Je demande sincèrement pardon au lecteur de l’ennui qu’à dû lui faire éprouver cette longue suite d’analyses minutieuses. Mais je le prie d’observer qu’on ne saurait s’enquérir avec trop de scrupule des faits particuliers, quand on veut entreprendre de les systématiser et de les ranger dans des classes générales ; et je me persuade qu’il sera dédommagé des peines qu’il a prises, quand il va voir le cahos des tems de nos verbes se débrouiller, et la lumière briller dans l’obscurité de leurs conjugaisons. En effet actuellement tout s’arrange de soi-même.

Il résulte de nos observations, 1) que le verbe n’est verbe que parce qu’il exprime l’existence.

2) qu’il n’a réellement que trois manières d’être absolument distinctes, qu’il est adjectif, substantif, ou attribut ; et que par conséquent nous ne devons partager ses déclinaisons qu’en trois modes.

3) qu’au fond, son caractère essentiel est toujours d’être un adjectif, ce qui fait que ses formes adjectives se retrouvent dans la composition et la décomposition de toutes les autres, et qu’aucune des autres n’entre dans la formation de celles là. Ce mode doit donc être mis à la tête de ses déclinaisons.

4) que le verbe a des tems dans tous ses modes, qu’il pourrait avoir tous les tems possibles dans chacun d’eux : et que s’il les avait tous dans le mode adjectif, il n’aurait plus besoin que d’un substantif pré sent, et d’un attributif présent, pour exprimer tous les tems imaginables dans toutes les circonstances.

5) que ce n’est qu’au verbe faisant fonction d’attribut, que les hommes ont donné tous les tems dont il est susceptible, parce que ce n’est qu’alors qu’ils en ont senti le besoin : que par conséquent, c’est dans ce mode que nous devons étudier la manière dont ils ont considéré l’existence, pour en distinguer les époques et les circonstances.
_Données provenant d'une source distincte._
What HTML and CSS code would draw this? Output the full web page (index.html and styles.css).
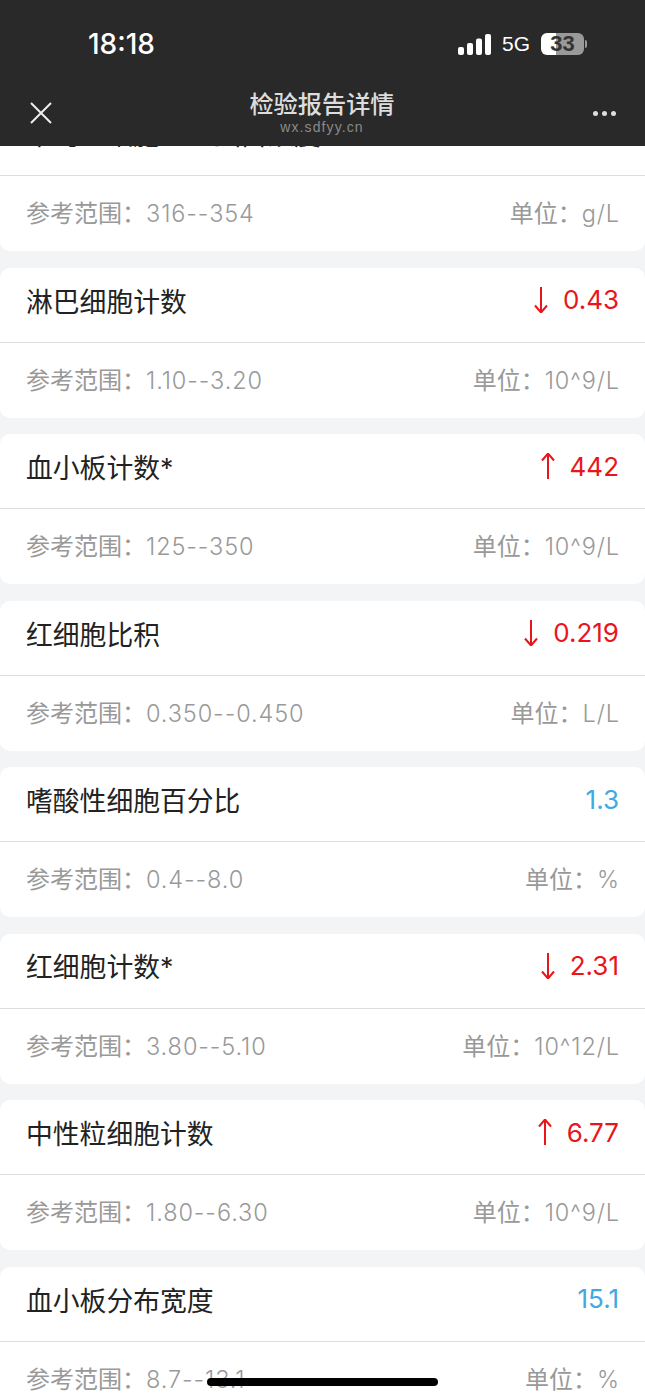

Or, écartant pour le moment, tous les modes elliptiques et le mode subordonné, et réunissant l’indicatif et le conditionnel, je vois dans le mode attributif, quand il est bien complet, douze tems réellement distincts, ni plus ni moins. De ces douze tems, cinq dérivent du présent, et sont des passés par rapport à lui ; et cinq autres dérivent du futur, et sont aussi des passés par rapport à lui, en sorte que ces douze tems sont partagés en deux divisions bien séparées, et qui se répondent exactement.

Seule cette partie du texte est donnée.